49. DWP said in August 2018 internal guidance that a decision maker was ‘required to consider entitlement to both elements…when making a conversion decision and to gather information about the claimant’s financial circumstances’, and said that the failure to do so was an official error. DWP’s special payment decision in Ms U’s case said its ‘failure to look at ESA(IR) entitlement as well as ESA(C) is accepted as maladministration’.
50. We consider that DWP is right to say that its failure was maladministration. According to the Principles of Good Administration, DWP should have provided effective services, and planned carefully when introducing new procedures. Its approach was so far below that standard, we find DWP’s handling of Ms U’s (and potentially thousands of other customers’) migration to ESA was maladministrative.
51. Ms U also complains DWP failed to compensate her for the impact of that error. The reasons DWP gave for refusing to do so in August 2020, despite acknowledging its maladministration, were:
- ‘Though this case was cleared before the LEAP exercise started and the ministerial steer cannot be used to refuse a Special Payment, I believe the rationale behind the steer still applies…the Minister’s steer [was] that we should pay the arrears but not any special payments’.
- The Submission that led to the ‘steer’ argued special payments should not be made ‘for the following reasons: we are undertaking a LEAP exercise and as we intend to repay appropriate ESA arrears and have already corrected our processes, we consider further redress by way of a special payment is not appropriate; payment to cases in this LEAP exercise may set a precedent for future LEAP exercises…; and, further redress would cause additional…costs’ for this LEAP exercise.
- The Submission said that given the LEAP exercise ‘further [our emphasis] redress by way of a special payment is not appropriate’.
52. We find DWP’s approach to be maladministrative generally and specifically in relation to Ms U’s case for the following reasons.
53. First, a blanket recommendation not to compensate people was inconsistent with the Principles for Remedy guidance that any guidance or procedure that public bodies use to decide remedies should be flexible enough to enable the public body to consider fully the individual circumstances.
54. The Submission, which sets out DWP’s reasoning, said to understand the impact on an individual ‘we would need to ask each individual claimant how our maladministration affected them’. DWP decided what an appropriate remedy would (or would not) be without knowing what the injustice that the remedy was meant to put right was. That was inconsistent with the Principles for Remedy guidance that public bodies should ‘consider fully the individual circumstances’; and its own Guide, which says ‘Injustice and hardship resulting from maladministration should be addressed on a case by case basis’. Furthermore, the Guide says ‘Poor service will impact upon…different people to different extents.
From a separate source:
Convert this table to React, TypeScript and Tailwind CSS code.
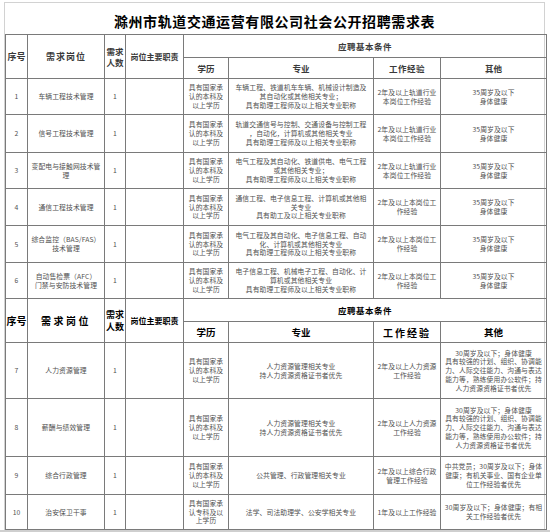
const cell =
  "border border-[#7a7a7a] text-center align-middle text-[6.8px] leading-[8.7px] text-[#505050] tracking-[0.1px] px-0";
const h1 =
  "border border-[#7a7a7a] text-center align-middle font-semibold text-[#3a3a3a]";
const h2 =
  "border border-[#7a7a7a] text-center align-middle font-bold text-black";

interface Row {
  no: string;
  post: string[];
  edu: string[];
  major: string[];
  exp: string[];
  other: string[];
  h: string;
}

const eduBk = ["具有国家承", "认的本科及", "以上学历"];
const hrOther = [
  "30周岁及以下；身体健康",
  "具有较强的计划、组织、协调能",
  "力、人际交往能力、沟通与表达",
  "能力等，熟练使用办公软件；持",
  "人力资源资格证书者优先",
];

const top: Row[] = [
  {
    no: "1",
    post: ["车辆工程技术管理"],
    edu: eduBk,
    major: ["车辆工程、铁道机车车辆、机械设计制造及", "其自动化或其他相关专业；", "具有助理工程师及以上相关专业职称"],
    exp: ["2年及以上轨道行业", "本岗位工作经验"],
    other: ["35周岁及以下", "身体健康"],
    h: "h-[36px]",
  },
  {
    no: "2",
    post: ["信号工程技术管理"],
    edu: eduBk,
    major: ["轨道交通信号与控制、交通设备与控制工程", "，自动化，计算机或其他相关专业", "具有助理工程师及以上相关专业职称"],
    exp: ["2年及以上轨道行业", "本岗位工作经验"],
    other: ["35周岁及以下", "身体健康"],
    h: "h-[38px]",
  },
  {
    no: "3",
    post: ["变配电与接触网技术管", "理"],
    edu: eduBk,
    major: ["电气工程及其自动化、铁道供电、电气工程", "或其他相关专业；", "具有助理工程师及以上相关专业职称"],
    exp: ["2年及以上轨道行业", "本岗位工作经验"],
    other: ["35周岁及以下", "身体健康"],
    h: "h-[36px]",
  },
  {
    no: "4",
    post: ["通信工程技术管理"],
    edu: eduBk,
    major: ["通信工程、电子信息工程、计算机或其他相", "关专业", "具有助工及以上相关专业职称"],
    exp: ["2年及以上本岗位工", "作经验"],
    other: ["35周岁及以下", "身体健康"],
    h: "h-[37px]",
  },
  {
    no: "5",
    post: ["综合监控（BAS/FAS）", "技术管理"],
    edu: eduBk,
    major: ["电气工程及其自动化、电子信息工程、自动", "化、计算机或其他相关专业", "具有助理工程师及以上相关专业职称"],
    exp: ["2年及以上本岗位工", "作经验"],
    other: ["35周岁及以下", "身体健康"],
    h: "h-[37px]",
  },
  {
    no: "6",
    post: ["自动售检票（AFC）", "门禁与安防技术管理"],
    edu: eduBk,
    major: ["电子信息工程、机械电子工程、自动化、计", "算机或其他相关专业", "具有助理工程师及以上相关专业职称"],
    exp: ["2年及以上本岗位工", "作经验"],
    other: ["35周岁及以下", "身体健康"],
    h: "h-[36px]",
  },
];

const bottom: Row[] = [
  {
    no: "7",
    post: ["人力资源管理"],
    edu: eduBk,
    major: ["人力资源管理相关专业", "持人力资源资格证书者优先"],
    exp: ["2年及以上人力资源", "工作经验"],
    other: hrOther,
    h: "h-[56px]",
  },
  {
    no: "8",
    post: ["薪酬与绩效管理"],
    edu: eduBk,
    major: ["人力资源管理相关专业", "持人力资源资格证书者优先"],
    exp: ["2年及以上人力资源", "工作经验"],
    other: hrOther,
    h: "h-[58px]",
  },
  {
    no: "9",
    post: ["综合行政管理"],
    edu: ["具有国家承", "认的本科及", "以上学历"],
    major: ["公共管理、行政管理相关专业"],
    exp: ["2年及以上综合行政", "管理工作经验"],
    other: ["中共党员；30周岁及以下；身体", "健康；有机关事业、国有企业单", "位工作经验者优先"],
    h: "h-[38px]",
  },
  {
    no: "10",
    post: ["治安保卫干事"],
    edu: ["具有国家承", "认专科及以", "上学历"],
    major: ["法学、司法助理学、公安学相关专业"],
    exp: ["1年及以上工作经验"],
    other: ["30周岁及以下；身体健康；有相", "关工作经验者优先"],
    h: "h-[35px]",
  },
];

function Lines({ lines }: { lines: string[] }) {
  return (
    <>
      {lines.map((l, i) => (
        <div key={i} className="whitespace-nowrap">
          {l}
        </div>
      ))}
    </>
  );
}

function DataRow({ r }: { r: Row }) {
  return (
    <tr className={r.h}>
      <td className={cell}>{r.no}</td>
      <td className={cell}>
        <Lines lines={r.post} />
      </td>
      <td className={cell}>1</td>
      <td className={cell}></td>
      <td className={cell}>
        <Lines lines={r.edu} />
      </td>
      <td className={cell}>
        <Lines lines={r.major} />
      </td>
      <td className={cell}>
        <Lines lines={r.exp} />
      </td>
      <td className={cell}>
        <Lines lines={r.other} />
      </td>
    </tr>
  );
}

function Header({ strong }: { strong?: boolean }) {
  const c = strong ? h2 : h1;
  return (
    <>
      <tr className="h-[23px]">
        <td rowSpan={2} className={`${c} ${strong ? "text-[10px]" : "text-[9px]"}`}>序号</td>
        <td rowSpan={2} className={`${c} ${strong ? "text-[10px] tracking-[2.5px]" : "text-[9px] tracking-[1px]"}`}>需求岗位</td>
        <td rowSpan={2} className={`${c} ${strong ? "text-[9px] leading-[12px]" : "text-[8.5px] leading-[11px]"} px-0`}>
          <div>需求</div>
          <div>人数</div>
        </td>
        <td rowSpan={2} className={`${c} text-[8px] px-0`}>岗位主要职责</td>
        <td colSpan={4} className={`${c} text-[8.5px] tracking-[0.5px]`}>应聘基本条件</td>
      </tr>
      <tr className="h-[21px]">
        <td className={`${c} ${strong ? "text-[9.5px]" : "text-[8.5px]"}`}>学历</td>
        <td className={`${c} ${strong ? "text-[9.5px]" : "text-[8.5px]"}`}>专业</td>
        <td className={`${c} ${strong ? "text-[10px] tracking-[2px]" : "text-[8.5px] tracking-[0.5px]"}`}>工作经验</td>
        <td className={`${c} ${strong ? "text-[9.5px]" : "text-[8.5px]"}`}>其他</td>
      </tr>
    </>
  );
}

export default function App() {
  return (
    <div className="w-[550px] h-[532px] bg-white overflow-hidden font-['Noto_Sans_CJK_SC','Liberation_Sans',sans-serif]">
      <div className="ml-[4px] mt-[2px] w-[541px] border-t border-x border-[#d2d2d2]">
        <div className="h-[31px] flex items-center justify-center pt-[5px] text-[14px] font-bold tracking-[0.6px] text-black">
          滁州市轨道交通运营有限公司社会公开招聘需求表
        </div>
        <table className="w-[541px] table-fixed border-collapse">
          <colgroup>
            <col className="w-[22px]" />
            <col className="w-[77px]" />
            <col className="w-[21px]" />
            <col className="w-[58px]" />
            <col className="w-[45px]" />
            <col className="w-[145px]" />
            <col className="w-[67px]" />
            <col className="w-[106px]" />
          </colgroup>
          <tbody>
            <Header />
            {top.map((r) => (
              <DataRow key={r.no} r={r} />
            ))}
            <Header strong />
            {bottom.map((r) => (
              <DataRow key={r.no} r={r} />
            ))}
          </tbody>
        </table>
      </div>
      <div className="h-[6px] bg-[#cfcfcf]" />
    </div>
  );
}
For special payment purposes, it is the degree and duration of the impact that is normally more important [our emphasis] than the scale of the error…The customer should normally be asked to provide objective evidence of the impact’. DWP took the view that it could rule out compensatory payments without considering the degree and duration of the impact of its error on those affected and without attempting to obtain the relevant evidence. The Submission did not identify that was inconsistent with DWP guidance.
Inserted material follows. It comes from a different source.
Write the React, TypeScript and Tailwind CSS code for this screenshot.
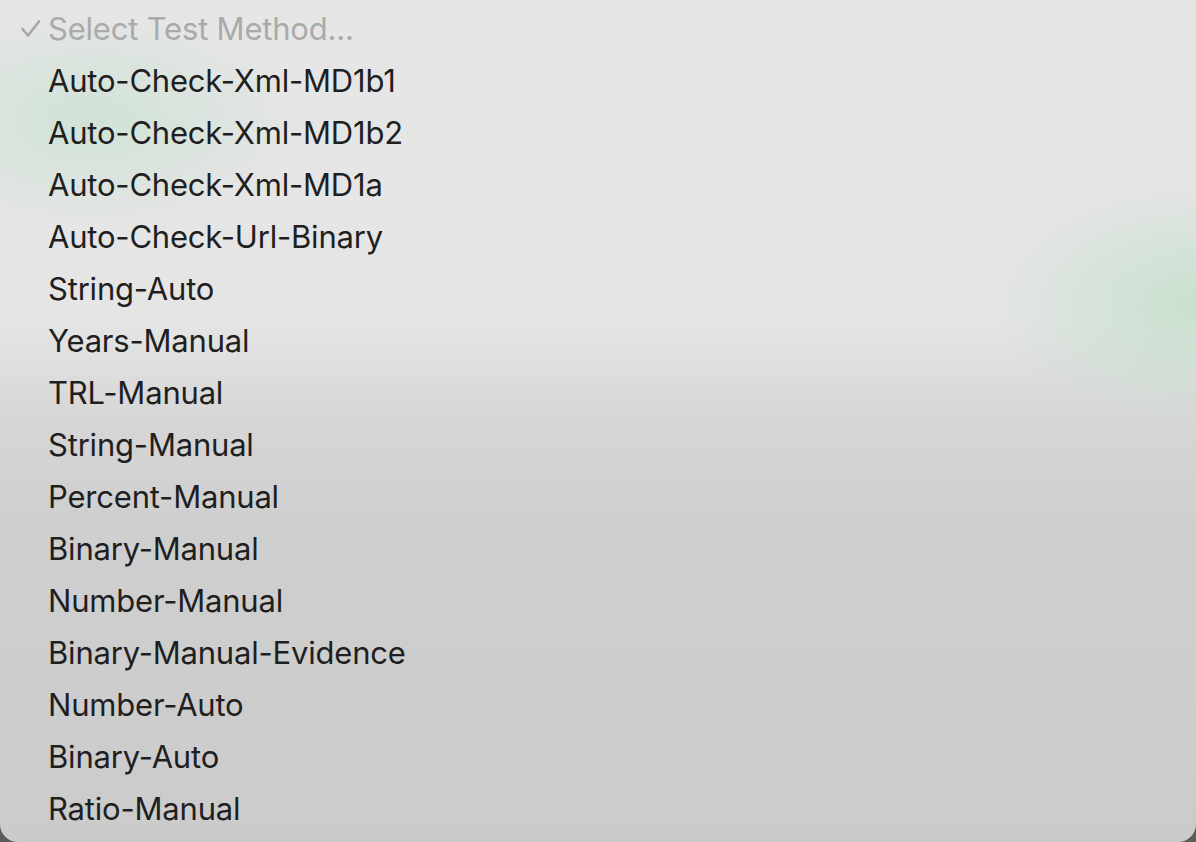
import React from "react";

const methods: string[] = [
    "Auto-Check-Xml-MD1b1",
    "Auto-Check-Xml-MD1b2",
    "Auto-Check-Xml-MD1a",
    "Auto-Check-Url-Binary",
    "String-Auto",
    "Years-Manual",
    "TRL-Manual",
    "String-Manual",
    "Percent-Manual",
    "Binary-Manual",
    "Number-Manual",
    "Binary-Manual-Evidence",
    "Number-Auto",
    "Binary-Auto",
    "Ratio-Manual",
];

function Check() {
    return (
        <svg width="20" height="18" viewBox="0 0 20 18" className="shrink-0">
            <polyline points="1.5,9 7,15.5 18,1.5" fill="none" stroke="#a6a6a6" strokeWidth="2.6" strokeLinecap="round" strokeLinejoin="round" />
        </svg>
    );
}

export default function App() {
    return (
        <div className="w-full h-[842px] bg-[#5c5c5c] overflow-hidden" style={{ fontFamily: "Inter, 'Liberation Sans', sans-serif" }}>
            <div className="relative w-full h-full rounded-b-[18px] overflow-hidden bg-[linear-gradient(180deg,#e6e6e6_0%,#e5e5e5_38%,#d6d6d6_50%,#cfcfcf_62%,#cbcbcb_100%)]">
                <div className="absolute -left-[120px] top-[10px] w-[420px] h-[220px] rounded-full bg-[radial-gradient(closest-side,rgba(200,225,208,0.75),rgba(200,225,208,0))]" />
                <div className="absolute left-[990px] top-[180px] w-[420px] h-[250px] rounded-full bg-[radial-gradient(closest-side,rgba(196,224,204,0.9),rgba(196,224,204,0))]" />
                <ul className="relative flex flex-col pt-[3px]">
                    <li className="h-[52px] flex items-center">
                        <span className="w-[48px] flex justify-end pr-[7px]"><Check /></span>
                        <span className="text-[31px] tracking-[-0.2px] text-[#aaaaaa]">Select Test Method...</span>
                    </li>
                    {methods.map((m) => (
                        <li key={m} className="h-[52px] flex items-center pl-[48px] text-[31px] tracking-[-0.2px] text-[#1f1f1f]">
                            {m}
                        </li>
                    ))}
                </ul>
            </div>
        </div>
    );
}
55. DWP’s Submission cited the likely cost of making special payments to the people affected. The Submission did not acknowledge the fact that the Principles for Remedy guidance says ‘finite resources should not be used as an excuse for failing to provide a fair remedy’. According to the Managing Public Money guidance it might have consulted the Treasury for advice about ‘cases which…could set a potentially expensive precedent’. We have seen no evidence that DWP considered doing that.
56. Secondly, because it took the above approach DWP failed to consider Ms U’s individual circumstances and reached a decision that was inconsistent with the relevant standards. DWP’s Guiding Principles include that ‘Individuals should not be disadvantaged as a result of maladministration’. The special payment decision in Ms U’s case acknowledged that ‘The reduced income since 2012 has meant that she had an income lower than the government says someone in her circumstances needs to live on for a sustained period’. Yet because DWP had adopted the above approach it did not take steps to remedy that.
57. Thirdly, DWP’s reliance on the Minister’s ‘steer’ ignored that that concerned LEAP exercise claimants and that Ms U was not one of them. The Principles of Good Administration include that decision making should take account of all relevant considerations and ignore irrelevant ones. The Principles for Remedy include that public bodies should consider all relevant factors when deciding the appropriate remedy. A concern about a precedent for a LEAP exercise was not relevant to Ms U’s case. DWP thus took irrelevant factors into account and as a result reached the wrong decision. In its response to our provisional views, DWP accepted it had got the ESA conversion process wrong for some claimants, including Ms U, and agreed it had used its special payments guidance incorrectly in Ms U’s case. DWP said it therefore broadly agreed with our recommendations concerning her.
58. For all these reasons, we find that DWP’s failures to act in line with its and our relevant guidance was maladministration.